One consequence of a late start to the harvest may be additional drying costs as a result of heavier dew in the mornings and damp coming in earlier in the evenings.

Investment

At the moment the Scotts don’t have their own drier but, with an increasing arable acreage, that may be an investment they will consider.

“We are probably closer now than we have ever been to buying a drier and, if cashflow allows, we may look at doing that in the next year or two,” says John. But even with an increasing arable acreage, it’s hard to justify investing in more arable kit. “We wouldn’t rule out buying a combine completely, but it would have to be on a shared, partnership basis with other farmers in the area.”

One advantage of using contractors is that the Scotts can be crystal clear on their fixed costs. Excluding harvest and drying costs so far this year these have tallied up to £151.38/ha for wheat and £127.38/ha for spring barley.
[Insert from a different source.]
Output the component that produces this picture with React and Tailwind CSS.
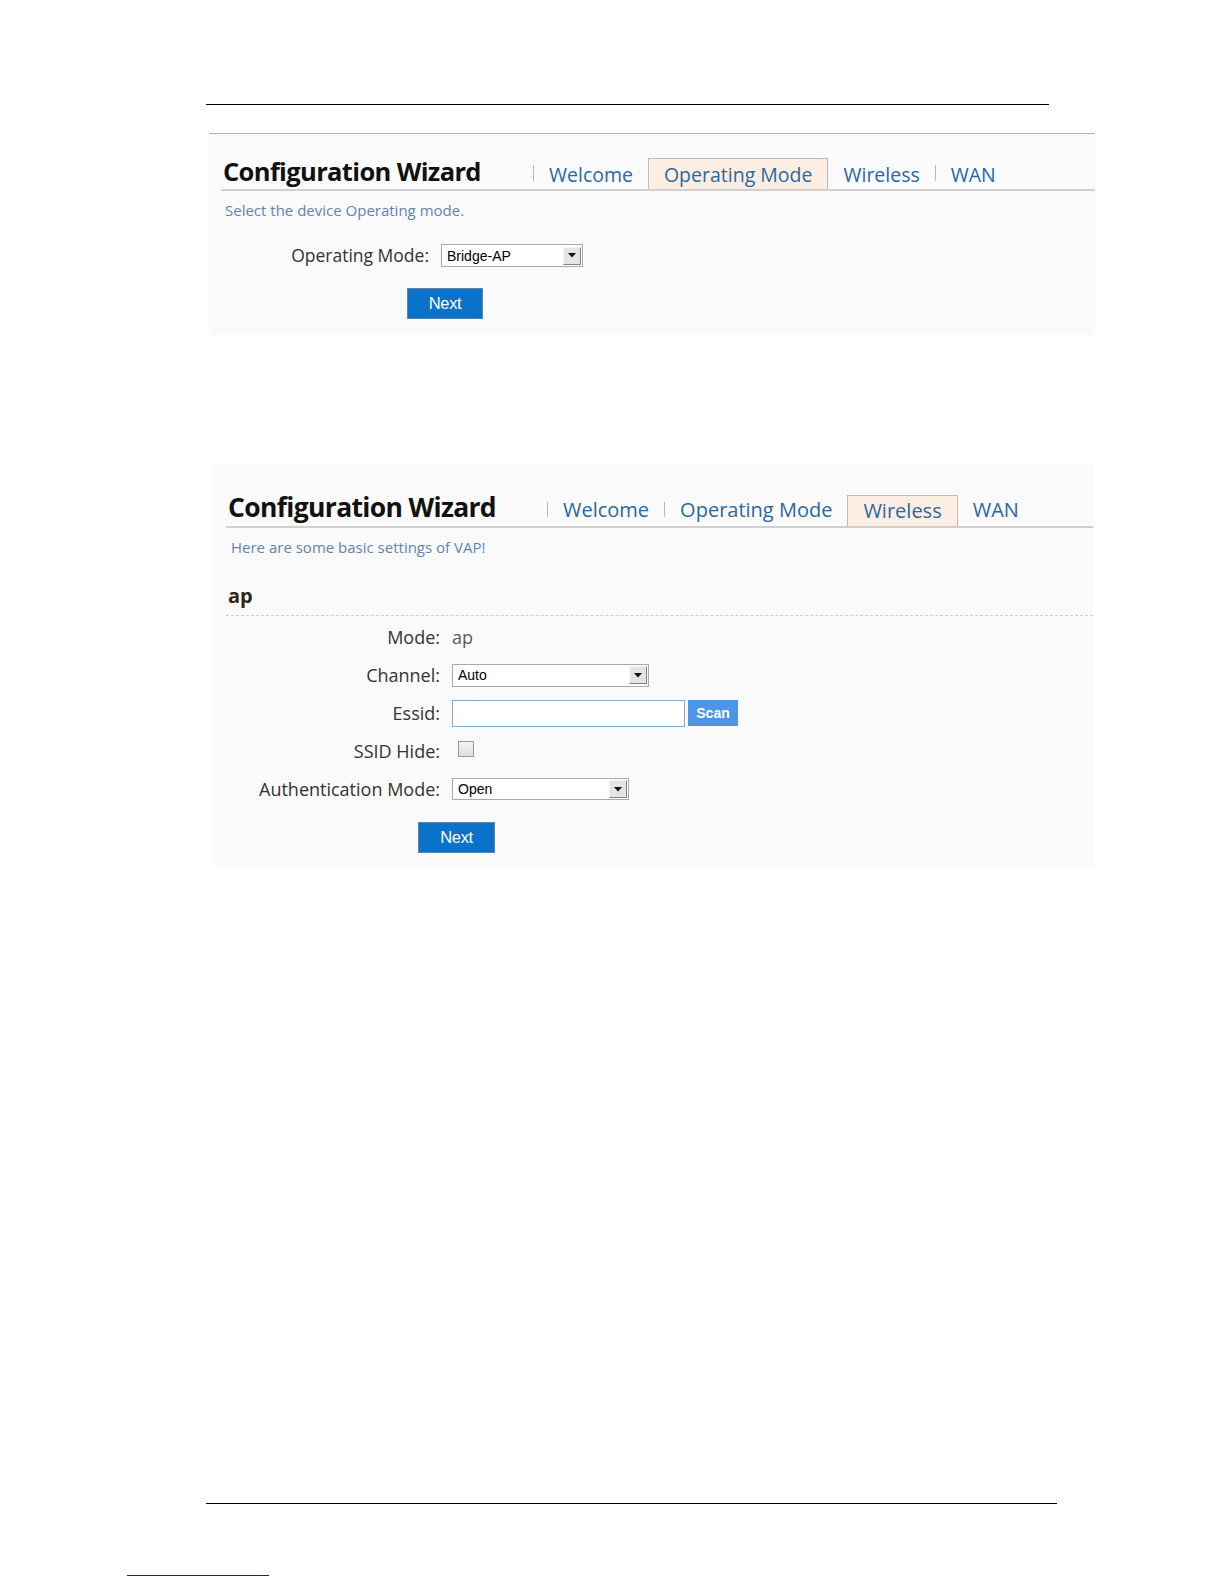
import React from 'react';

const Select = ({ value, width }) => {
  return (
    <div className={`flex items-center border border-[#a9a9a9] bg-white ${width}`}>
      <span className="flex-1 pl-[5px] font-['Liberation_Sans',Arial,sans-serif] text-[14px] leading-none text-black">{value}</span>
      <span className="mr-px flex h-[18px] w-[18px] items-center justify-center border border-t-[#f4f4f4] border-l-[#f4f4f4] border-r-[#808080] border-b-[#808080] bg-[#e4e4e4]">
        <svg width="8" height="5" viewBox="0 0 8 5">
          <path d="M0 0h8L4 4.5z" fill="#111" />
        </svg>
      </span>
    </div>
  );
};

const NextButton = ({ className }) => (
  <button
    type="button"
    className={`flex h-[31px] items-center justify-center border border-[#5a86ad] bg-[#0a72c8] font-['Liberation_Sans',Arial,sans-serif] text-[16.5px] tracking-tight text-white ${className}`}
  >
    Next
  </button>
);

const Sep = ({ className }) => <span className={`w-px bg-[#b8b8b8] ${className}`}></span>;

const Tab = ({ label, active, className }) =>
  active ? (
    <span className={`flex h-[31px] items-end border border-b-0 border-[#c6b8ac] bg-[#fdeee3] px-[15px] pb-[5px] leading-none text-[#2b689f] ${className}`}>
      {label}
    </span>
  ) : (
    <span className={`px-[15px] leading-none text-[#2b689f] ${className}`}>{label}</span>
  );

const Row = ({ label, children }) => (
  <div className="flex h-[38px] items-center">
    <span className="w-[228px] text-right text-[18px] text-[#333]">{label}</span>
    <div className="ml-[12px] flex items-center">{children}</div>
  </div>
);

export default function App() {
  return (
    <div className="min-h-[1584px] w-[1224px] bg-white pt-[104px] font-['Open_Sans','Noto_Sans',sans-serif]">
      <div className="ml-[206px] h-px w-[843px] bg-black"></div>

      {/* first wizard screen */}
      <div className="ml-[209px] mt-[28px] w-[886px] border-t border-[#b0b0b0] bg-[#fafafa] pb-[16px]">
        <div className="ml-[12px] flex h-[57px] items-end border-b-2 border-[#d0d0d0] text-[19.5px]">
          <div className="w-[312px] pl-[2px]">
            <h1 className="mb-[5px] text-[25.5px] font-bold leading-none tracking-tight text-[#111]">Configuration Wizard</h1>
          </div>
          <Sep className="mb-[8px] h-[16px]" />
          <Tab label="Welcome" className="mb-[5px]" />
          <Tab label="Operating Mode" active />
          <Tab label="Wireless" className="mb-[5px]" />
          <Sep className="mb-[8px] h-[16px]" />
          <Tab label="WAN" className="mb-[5px]" />
        </div>
        <p className="ml-[16px] mt-[9px] text-[15px] leading-[20px] text-[#6185ad]">Select the device Operating mode.</p>
        <div className="mt-[24px] flex h-[23px] items-center">
          <span className="w-[220px] text-right text-[17.5px] text-[#333]">Operating Mode:</span>
          <div className="ml-[12px]">
            <Select value="Bridge-AP" width="w-[142px] h-[23px]" />
          </div>
        </div>
        <NextButton className="ml-[198px] mt-[21px] w-[76px]" />
      </div>

      {/* second wizard screen */}
      <div className="ml-[212px] mt-[128px] w-[881px] bg-[#fafafa] pb-[13px]">
        <div className="ml-[14px] flex h-[65px] items-end border-b-2 border-[#d0d0d0] text-[20px]">
          <div className="w-[321px] pl-[2px]">
            <h1 className="mb-[6px] text-[26.5px] font-bold leading-none tracking-tight text-[#111]">Configuration Wizard</h1>
          </div>
          <Sep className="mb-[9px] h-[15px]" />
          <Tab label="Welcome" className="mb-[6px]" />
          <Sep className="mb-[9px] h-[15px]" />
          <Tab label="Operating Mode" className="mb-[6px]" />
          <Tab label="Wireless" active />
          <Tab label="WAN" className="mb-[6px]" />
        </div>
        <p className="ml-[19px] mt-[9px] text-[15px] leading-[20px] text-[#6185ad]">Here are some basic settings of VAP!</p>
        <h2 className="ml-[16px] mt-[27px] text-[20px] font-bold leading-[24px] text-[#2a2914]">ap</h2>
        <div className="ml-[14px] mt-[7px] border-t border-dashed border-[#cfcfcf]"></div>
        <div className="mt-[2px]">
          <Row label="Mode:">
            <span className="text-[18px] text-[#5a5a5a]">ap</span>
          </Row>
          <Row label="Channel:">
            <Select value="Auto" width="w-[197px] h-[23px]" />
          </Row>
          <Row label="Essid:">
            <div className="h-[27px] w-[233px] border border-[#80a9d4] bg-white"></div>
            <button type="button" className="ml-[3px] h-[26px] w-[50px] bg-[#4d95e8] font-['Liberation_Sans',Arial,sans-serif] text-[14px] font-bold text-white">
              Scan
            </button>
          </Row>
          <Row label="SSID Hide:">
            <span className="mb-[4px] ml-[6px] h-[16px] w-[16px] border border-[#9a9a9a] bg-gradient-to-b from-[#f4f4f4] to-[#dedede]"></span>
          </Row>
          <Row label="Authentication Mode:">
            <Select value="Open" width="w-[177px] h-[22px]" />
          </Row>
        </div>
        <NextButton className="ml-[206px] mt-[14px] w-[77px]" />
      </div>

      <div className="ml-[206px] mt-[637px] h-px w-[851px] bg-black"></div>
      <div className="ml-[127px] mt-[71px] h-px w-[142px] bg-[#1c1c8a]"></div>
    </div>
  );
}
Variable costs, too, have come under scrutiny. Fertiliser prices have soared from £160/t last year to £355/t this year for fertiliser ordered in May, says John. “Previously we have taken delivery of fertiliser in July/August and paid in October but this year we took the decision to go for delivery in June and pay in July. That seems to have the right decision as prices continued to rise but the need to make earlier payment has had quite an impact on cashflow.”

However, some much-needed investment has proved posssible. The Scotts will soon be taking delivery of a new JCB 536-70 Agri Super Loadall, after encountering problems with the existing four-year-old machine, which averages 1000 hours a year. The capital outlay to trade-in and purchase the new Loadall was £25,000, which will be paid for via a three-year finance deal with Agco Finance.